Exercise aim ->
Transcribe every line exactly. Leave the pictures behind.

Given data ->
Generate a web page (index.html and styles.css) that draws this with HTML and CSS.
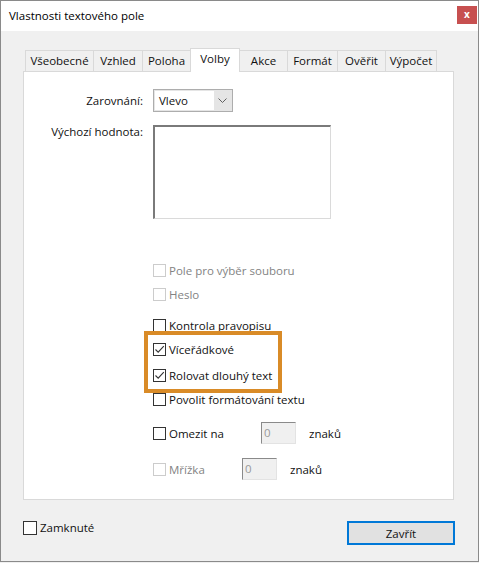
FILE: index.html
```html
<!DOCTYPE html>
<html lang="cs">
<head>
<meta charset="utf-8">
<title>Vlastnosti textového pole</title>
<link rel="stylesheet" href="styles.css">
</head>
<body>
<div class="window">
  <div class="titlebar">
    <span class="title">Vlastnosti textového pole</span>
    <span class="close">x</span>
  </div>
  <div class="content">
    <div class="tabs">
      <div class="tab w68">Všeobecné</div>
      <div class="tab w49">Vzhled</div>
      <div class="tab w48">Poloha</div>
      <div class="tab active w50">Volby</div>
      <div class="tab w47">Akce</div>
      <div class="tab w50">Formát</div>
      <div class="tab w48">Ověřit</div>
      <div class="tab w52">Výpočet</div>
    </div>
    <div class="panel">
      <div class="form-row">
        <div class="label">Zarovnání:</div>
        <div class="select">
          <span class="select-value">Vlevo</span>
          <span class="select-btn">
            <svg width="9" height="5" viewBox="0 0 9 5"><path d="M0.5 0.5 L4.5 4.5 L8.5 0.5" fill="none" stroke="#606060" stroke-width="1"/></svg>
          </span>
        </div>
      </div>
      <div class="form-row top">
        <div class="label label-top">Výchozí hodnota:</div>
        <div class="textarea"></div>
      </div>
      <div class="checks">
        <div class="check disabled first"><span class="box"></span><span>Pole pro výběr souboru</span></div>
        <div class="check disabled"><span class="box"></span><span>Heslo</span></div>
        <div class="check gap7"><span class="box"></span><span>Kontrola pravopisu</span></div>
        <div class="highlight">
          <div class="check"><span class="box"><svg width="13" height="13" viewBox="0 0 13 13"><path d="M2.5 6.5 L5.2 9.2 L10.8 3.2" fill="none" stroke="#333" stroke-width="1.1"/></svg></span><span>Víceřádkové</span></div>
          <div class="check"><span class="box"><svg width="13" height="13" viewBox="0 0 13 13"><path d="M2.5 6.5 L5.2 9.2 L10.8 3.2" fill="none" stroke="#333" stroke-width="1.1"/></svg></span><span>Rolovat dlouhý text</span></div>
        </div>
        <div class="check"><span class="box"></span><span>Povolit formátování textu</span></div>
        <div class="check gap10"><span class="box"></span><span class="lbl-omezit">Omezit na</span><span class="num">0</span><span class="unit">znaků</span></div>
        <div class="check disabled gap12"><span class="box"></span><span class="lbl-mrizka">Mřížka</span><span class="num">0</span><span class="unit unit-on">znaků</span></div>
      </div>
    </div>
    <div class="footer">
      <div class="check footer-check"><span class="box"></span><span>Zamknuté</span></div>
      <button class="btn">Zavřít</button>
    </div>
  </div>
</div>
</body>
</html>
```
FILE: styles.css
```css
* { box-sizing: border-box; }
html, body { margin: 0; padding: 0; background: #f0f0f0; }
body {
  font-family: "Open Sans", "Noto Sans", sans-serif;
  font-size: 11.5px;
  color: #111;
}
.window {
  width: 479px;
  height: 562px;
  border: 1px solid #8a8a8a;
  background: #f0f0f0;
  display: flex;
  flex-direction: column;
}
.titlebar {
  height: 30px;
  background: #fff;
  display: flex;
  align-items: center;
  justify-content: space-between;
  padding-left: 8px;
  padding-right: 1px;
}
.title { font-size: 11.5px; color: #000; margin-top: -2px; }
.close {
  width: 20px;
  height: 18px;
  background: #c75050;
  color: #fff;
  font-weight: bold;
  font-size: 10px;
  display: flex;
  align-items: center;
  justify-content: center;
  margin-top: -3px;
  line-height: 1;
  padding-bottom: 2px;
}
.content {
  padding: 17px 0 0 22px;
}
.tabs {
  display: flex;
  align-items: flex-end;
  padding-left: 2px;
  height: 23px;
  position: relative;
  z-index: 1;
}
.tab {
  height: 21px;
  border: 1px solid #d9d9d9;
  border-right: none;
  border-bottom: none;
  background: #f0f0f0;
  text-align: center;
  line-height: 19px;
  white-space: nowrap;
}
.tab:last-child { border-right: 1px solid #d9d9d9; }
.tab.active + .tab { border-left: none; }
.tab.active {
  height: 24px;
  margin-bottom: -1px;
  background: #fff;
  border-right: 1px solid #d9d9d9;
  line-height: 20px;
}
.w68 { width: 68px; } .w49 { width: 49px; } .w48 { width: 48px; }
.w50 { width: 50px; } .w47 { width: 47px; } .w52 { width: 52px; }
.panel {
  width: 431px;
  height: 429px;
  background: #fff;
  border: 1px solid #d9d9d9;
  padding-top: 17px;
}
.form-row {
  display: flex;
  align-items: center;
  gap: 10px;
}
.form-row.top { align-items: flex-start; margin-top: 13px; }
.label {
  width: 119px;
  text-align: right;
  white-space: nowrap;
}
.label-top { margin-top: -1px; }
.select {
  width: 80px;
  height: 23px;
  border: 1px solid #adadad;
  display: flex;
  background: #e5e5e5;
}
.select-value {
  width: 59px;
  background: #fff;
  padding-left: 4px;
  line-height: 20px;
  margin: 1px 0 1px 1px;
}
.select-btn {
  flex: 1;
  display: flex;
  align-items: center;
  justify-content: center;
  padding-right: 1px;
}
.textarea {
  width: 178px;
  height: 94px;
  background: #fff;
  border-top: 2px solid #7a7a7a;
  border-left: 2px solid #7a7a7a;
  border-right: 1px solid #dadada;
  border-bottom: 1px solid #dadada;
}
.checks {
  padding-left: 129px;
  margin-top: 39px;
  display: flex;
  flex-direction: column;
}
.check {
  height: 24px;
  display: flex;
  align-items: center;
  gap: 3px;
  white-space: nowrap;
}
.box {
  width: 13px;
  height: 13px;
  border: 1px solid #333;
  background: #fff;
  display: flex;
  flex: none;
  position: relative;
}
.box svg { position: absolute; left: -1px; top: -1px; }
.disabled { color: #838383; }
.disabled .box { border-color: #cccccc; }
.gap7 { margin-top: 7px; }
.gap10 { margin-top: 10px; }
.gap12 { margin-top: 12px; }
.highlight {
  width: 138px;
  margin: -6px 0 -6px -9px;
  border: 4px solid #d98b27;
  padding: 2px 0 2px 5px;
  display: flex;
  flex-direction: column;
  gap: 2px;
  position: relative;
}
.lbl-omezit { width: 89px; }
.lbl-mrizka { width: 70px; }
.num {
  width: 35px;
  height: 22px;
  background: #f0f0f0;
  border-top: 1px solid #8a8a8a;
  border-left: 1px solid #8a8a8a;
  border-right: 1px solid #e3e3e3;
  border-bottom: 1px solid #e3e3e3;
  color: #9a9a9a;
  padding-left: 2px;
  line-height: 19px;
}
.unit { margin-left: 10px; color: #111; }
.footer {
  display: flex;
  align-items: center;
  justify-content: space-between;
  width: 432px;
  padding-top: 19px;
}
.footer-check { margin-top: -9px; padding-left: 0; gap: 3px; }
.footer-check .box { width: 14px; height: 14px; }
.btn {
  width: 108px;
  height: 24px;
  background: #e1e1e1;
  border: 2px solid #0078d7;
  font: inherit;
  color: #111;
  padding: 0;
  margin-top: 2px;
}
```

Response to the task ->
Generate a web page (index.html and styles.css) that draws this with HTML and CSS.
FILE: index.html
```html
<!DOCTYPE html>
<html lang="cs">
<head>
<meta charset="utf-8">
<title>Vlastnosti textového pole</title>
<link rel="stylesheet" href="styles.css">
</head>
<body>
<div class="window">
  <div class="titlebar">
    <span class="title">Vlastnosti textového pole</span>
    <span class="close">x</span>
  </div>
  <div class="content">
    <div class="tabs">
      <div class="tab w68">Všeobecné</div>
      <div class="tab w49">Vzhled</div>
      <div class="tab w48">Poloha</div>
      <div class="tab active w50">Volby</div>
      <div class="tab w47">Akce</div>
      <div class="tab w50">Formát</div>
      <div class="tab w48">Ověřit</div>
      <div class="tab w52">Výpočet</div>
    </div>
    <div class="panel">
      <div class="form-row">
        <div class="label">Zarovnání:</div>
        <div class="select">
          <span class="select-value">Vlevo</span>
          <span class="select-btn">
            <svg width="9" height="5" viewBox="0 0 9 5"><path d="M0.5 0.5 L4.5 4.5 L8.5 0.5" fill="none" stroke="#606060" stroke-width="1"/></svg>
          </span>
        </div>
      </div>
      <div class="form-row top">
        <div class="label label-top">Výchozí hodnota:</div>
        <div class="textarea"></div>
      </div>
      <div class="checks">
        <div class="check disabled first"><span class="box"></span><span>Pole pro výběr souboru</span></div>
        <div class="check disabled"><span class="box"></span><span>Heslo</span></div>
        <div class="check gap7"><span class="box"></span><span>Kontrola pravopisu</span></div>
        <div class="highlight">
          <div class="check"><span class="box"><svg width="13" height="13" viewBox="0 0 13 13"><path d="M2.5 6.5 L5.2 9.2 L10.8 3.2" fill="none" stroke="#333" stroke-width="1.1"/></svg></span><span>Víceřádkové</span></div>
          <div class="check"><span class="box"><svg width="13" height="13" viewBox="0 0 13 13"><path d="M2.5 6.5 L5.2 9.2 L10.8 3.2" fill="none" stroke="#333" stroke-width="1.1"/></svg></span><span>Rolovat dlouhý text</span></div>
        </div>
        <div class="check"><span class="box"></span><span>Povolit formátování textu</span></div>
        <div class="check gap10"><span class="box"></span><span class="lbl-omezit">Omezit na</span><span class="num">0</span><span class="unit">znaků</span></div>
        <div class="check disabled gap12"><span class="box"></span><span class="lbl-mrizka">Mřížka</span><span class="num">0</span><span class="unit unit-on">znaků</span></div>
      </div>
    </div>
    <div class="footer">
      <div class="check footer-check"><span class="box"></span><span>Zamknuté</span></div>
      <button class="btn">Zavřít</button>
    </div>
  </div>
</div>
</body>
</html>
```
FILE: styles.css
```css
* { box-sizing: border-box; }
html, body { margin: 0; padding: 0; background: #f0f0f0; }
body {
  font-family: "Open Sans", "Noto Sans", sans-serif;
  font-size: 11.5px;
  color: #111;
}
.window {
  width: 479px;
  height: 562px;
  border: 1px solid #8a8a8a;
  background: #f0f0f0;
  display: flex;
  flex-direction: column;
}
.titlebar {
  height: 30px;
  background: #fff;
  display: flex;
  align-items: center;
  justify-content: space-between;
  padding-left: 8px;
  padding-right: 1px;
}
.title { font-size: 11.5px; color: #000; margin-top: -2px; }
.close {
  width: 20px;
  height: 18px;
  background: #c75050;
  color: #fff;
  font-weight: bold;
  font-size: 10px;
  display: flex;
  align-items: center;
  justify-content: center;
  margin-top: -3px;
  line-height: 1;
  padding-bottom: 2px;
}
.content {
  padding: 17px 0 0 22px;
}
.tabs {
  display: flex;
  align-items: flex-end;
  padding-left: 2px;
  height: 23px;
  position: relative;
  z-index: 1;
}
.tab {
  height: 21px;
  border: 1px solid #d9d9d9;
  border-right: none;
  border-bottom: none;
  background: #f0f0f0;
  text-align: center;
  line-height: 19px;
  white-space: nowrap;
}
.tab:last-child { border-right: 1px solid #d9d9d9; }
.tab.active + .tab { border-left: none; }
.tab.active {
  height: 24px;
  margin-bottom: -1px;
  background: #fff;
  border-right: 1px solid #d9d9d9;
  line-height: 20px;
}
.w68 { width: 68px; } .w49 { width: 49px; } .w48 { width: 48px; }
.w50 { width: 50px; } .w47 { width: 47px; } .w52 { width: 52px; }
.panel {
  width: 431px;
  height: 429px;
  background: #fff;
  border: 1px solid #d9d9d9;
  padding-top: 17px;
}
.form-row {
  display: flex;
  align-items: center;
  gap: 10px;
}
.form-row.top { align-items: flex-start; margin-top: 13px; }
.label {
  width: 119px;
  text-align: right;
  white-space: nowrap;
}
.label-top { margin-top: -1px; }
.select {
  width: 80px;
  height: 23px;
  border: 1px solid #adadad;
  display: flex;
  background: #e5e5e5;
}
.select-value {
  width: 59px;
  background: #fff;
  padding-left: 4px;
  line-height: 20px;
  margin: 1px 0 1px 1px;
}
.select-btn {
  flex: 1;
  display: flex;
  align-items: center;
  justify-content: center;
  padding-right: 1px;
}
.textarea {
  width: 178px;
  height: 94px;
  background: #fff;
  border-top: 2px solid #7a7a7a;
  border-left: 2px solid #7a7a7a;
  border-right: 1px solid #dadada;
  border-bottom: 1px solid #dadada;
}
.checks {
  padding-left: 129px;
  margin-top: 39px;
  display: flex;
  flex-direction: column;
}
.check {
  height: 24px;
  display: flex;
  align-items: center;
  gap: 3px;
  white-space: nowrap;
}
.box {
  width: 13px;
  height: 13px;
  border: 1px solid #333;
  background: #fff;
  display: flex;
  flex: none;
  position: relative;
}
.box svg { position: absolute; left: -1px; top: -1px; }
.disabled { color: #838383; }
.disabled .box { border-color: #cccccc; }
.gap7 { margin-top: 7px; }
.gap10 { margin-top: 10px; }
.gap12 { margin-top: 12px; }
.highlight {
  width: 138px;
  margin: -6px 0 -6px -9px;
  border: 4px solid #d98b27;
  padding: 2px 0 2px 5px;
  display: flex;
  flex-direction: column;
  gap: 2px;
  position: relative;
}
.lbl-omezit { width: 89px; }
.lbl-mrizka { width: 70px; }
.num {
  width: 35px;
  height: 22px;
  background: #f0f0f0;
  border-top: 1px solid #8a8a8a;
  border-left: 1px solid #8a8a8a;
  border-right: 1px solid #e3e3e3;
  border-bottom: 1px solid #e3e3e3;
  color: #9a9a9a;
  padding-left: 2px;
  line-height: 19px;
}
.unit { margin-left: 10px; color: #111; }
.footer {
  display: flex;
  align-items: center;
  justify-content: space-between;
  width: 432px;
  padding-top: 19px;
}
.footer-check { margin-top: -9px; padding-left: 0; gap: 3px; }
.footer-check .box { width: 14px; height: 14px; }
.btn {
  width: 108px;
  height: 24px;
  background: #e1e1e1;
  border: 2px solid #0078d7;
  font: inherit;
  color: #111;
  padding: 0;
  margin-top: 2px;
}
```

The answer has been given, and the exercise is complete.